• Given problem:
Leave the pictures out, and retype all of the material exactly as written.

• Data shown:
** Begin **

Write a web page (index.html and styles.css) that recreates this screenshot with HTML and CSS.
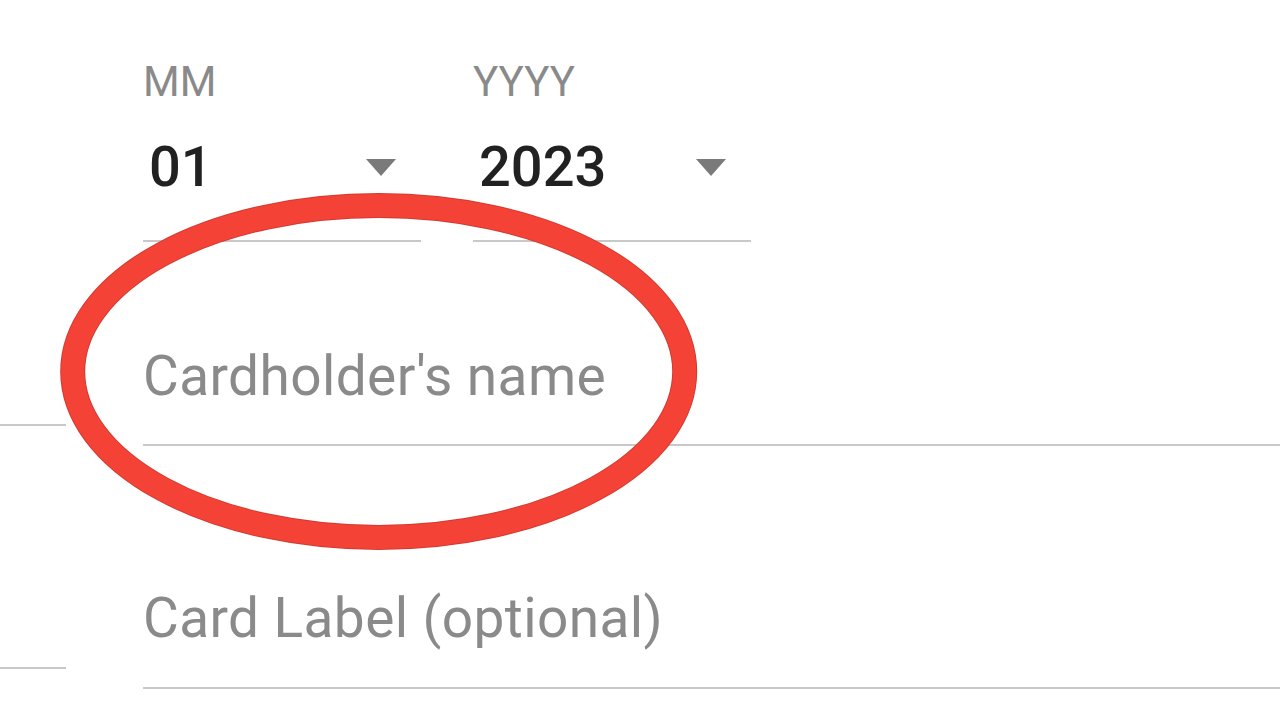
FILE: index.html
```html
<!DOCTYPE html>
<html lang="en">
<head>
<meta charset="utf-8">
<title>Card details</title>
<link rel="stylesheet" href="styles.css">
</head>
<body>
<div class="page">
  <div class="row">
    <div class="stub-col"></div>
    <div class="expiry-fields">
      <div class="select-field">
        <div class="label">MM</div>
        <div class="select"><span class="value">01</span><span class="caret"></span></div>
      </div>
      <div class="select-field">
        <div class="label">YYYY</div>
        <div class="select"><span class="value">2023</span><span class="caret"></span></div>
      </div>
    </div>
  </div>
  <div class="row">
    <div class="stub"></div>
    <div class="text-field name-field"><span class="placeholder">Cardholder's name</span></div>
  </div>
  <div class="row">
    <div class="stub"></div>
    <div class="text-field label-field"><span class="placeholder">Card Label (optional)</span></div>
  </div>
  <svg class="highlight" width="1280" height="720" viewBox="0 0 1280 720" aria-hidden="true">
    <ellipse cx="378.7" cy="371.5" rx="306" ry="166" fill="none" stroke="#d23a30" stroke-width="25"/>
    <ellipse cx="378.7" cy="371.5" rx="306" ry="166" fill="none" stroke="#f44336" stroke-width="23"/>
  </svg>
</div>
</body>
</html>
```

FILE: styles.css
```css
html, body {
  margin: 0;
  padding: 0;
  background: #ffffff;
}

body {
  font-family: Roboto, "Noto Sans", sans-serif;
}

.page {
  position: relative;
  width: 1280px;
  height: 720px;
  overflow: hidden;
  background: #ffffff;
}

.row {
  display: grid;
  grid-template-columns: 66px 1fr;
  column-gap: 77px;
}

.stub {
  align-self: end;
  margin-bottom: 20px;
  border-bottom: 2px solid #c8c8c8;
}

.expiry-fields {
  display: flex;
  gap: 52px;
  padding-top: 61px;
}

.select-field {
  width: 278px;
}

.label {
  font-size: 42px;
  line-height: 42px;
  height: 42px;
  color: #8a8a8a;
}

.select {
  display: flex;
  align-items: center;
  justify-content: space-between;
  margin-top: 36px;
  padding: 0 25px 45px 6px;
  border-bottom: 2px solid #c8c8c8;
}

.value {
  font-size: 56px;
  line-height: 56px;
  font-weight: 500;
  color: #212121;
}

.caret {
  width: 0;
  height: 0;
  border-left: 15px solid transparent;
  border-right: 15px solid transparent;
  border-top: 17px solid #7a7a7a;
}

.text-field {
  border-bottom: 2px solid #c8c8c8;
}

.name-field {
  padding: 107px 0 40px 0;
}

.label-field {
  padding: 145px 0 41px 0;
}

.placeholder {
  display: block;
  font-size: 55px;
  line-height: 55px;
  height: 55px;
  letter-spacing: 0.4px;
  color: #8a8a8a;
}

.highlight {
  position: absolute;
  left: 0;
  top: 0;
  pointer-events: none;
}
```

** End **

• Answer to this exercise:
Write a web page (index.html and styles.css) that recreates this screenshot with HTML and CSS.
FILE: index.html
```html
<!DOCTYPE html>
<html lang="en">
<head>
<meta charset="utf-8">
<title>Card details</title>
<link rel="stylesheet" href="styles.css">
</head>
<body>
<div class="page">
  <div class="row">
    <div class="stub-col"></div>
    <div class="expiry-fields">
      <div class="select-field">
        <div class="label">MM</div>
        <div class="select"><span class="value">01</span><span class="caret"></span></div>
      </div>
      <div class="select-field">
        <div class="label">YYYY</div>
        <div class="select"><span class="value">2023</span><span class="caret"></span></div>
      </div>
    </div>
  </div>
  <div class="row">
    <div class="stub"></div>
    <div class="text-field name-field"><span class="placeholder">Cardholder's name</span></div>
  </div>
  <div class="row">
    <div class="stub"></div>
    <div class="text-field label-field"><span class="placeholder">Card Label (optional)</span></div>
  </div>
  <svg class="highlight" width="1280" height="720" viewBox="0 0 1280 720" aria-hidden="true">
    <ellipse cx="378.7" cy="371.5" rx="306" ry="166" fill="none" stroke="#d23a30" stroke-width="25"/>
    <ellipse cx="378.7" cy="371.5" rx="306" ry="166" fill="none" stroke="#f44336" stroke-width="23"/>
  </svg>
</div>
</body>
</html>
```

FILE: styles.css
```css
html, body {
  margin: 0;
  padding: 0;
  background: #ffffff;
}

body {
  font-family: Roboto, "Noto Sans", sans-serif;
}

.page {
  position: relative;
  width: 1280px;
  height: 720px;
  overflow: hidden;
  background: #ffffff;
}

.row {
  display: grid;
  grid-template-columns: 66px 1fr;
  column-gap: 77px;
}

.stub {
  align-self: end;
  margin-bottom: 20px;
  border-bottom: 2px solid #c8c8c8;
}

.expiry-fields {
  display: flex;
  gap: 52px;
  padding-top: 61px;
}

.select-field {
  width: 278px;
}

.label {
  font-size: 42px;
  line-height: 42px;
  height: 42px;
  color: #8a8a8a;
}

.select {
  display: flex;
  align-items: center;
  justify-content: space-between;
  margin-top: 36px;
  padding: 0 25px 45px 6px;
  border-bottom: 2px solid #c8c8c8;
}

.value {
  font-size: 56px;
  line-height: 56px;
  font-weight: 500;
  color: #212121;
}

.caret {
  width: 0;
  height: 0;
  border-left: 15px solid transparent;
  border-right: 15px solid transparent;
  border-top: 17px solid #7a7a7a;
}

.text-field {
  border-bottom: 2px solid #c8c8c8;
}

.name-field {
  padding: 107px 0 40px 0;
}

.label-field {
  padding: 145px 0 41px 0;
}

.placeholder {
  display: block;
  font-size: 55px;
  line-height: 55px;
  height: 55px;
  letter-spacing: 0.4px;
  color: #8a8a8a;
}

.highlight {
  position: absolute;
  left: 0;
  top: 0;
  pointer-events: none;
}
```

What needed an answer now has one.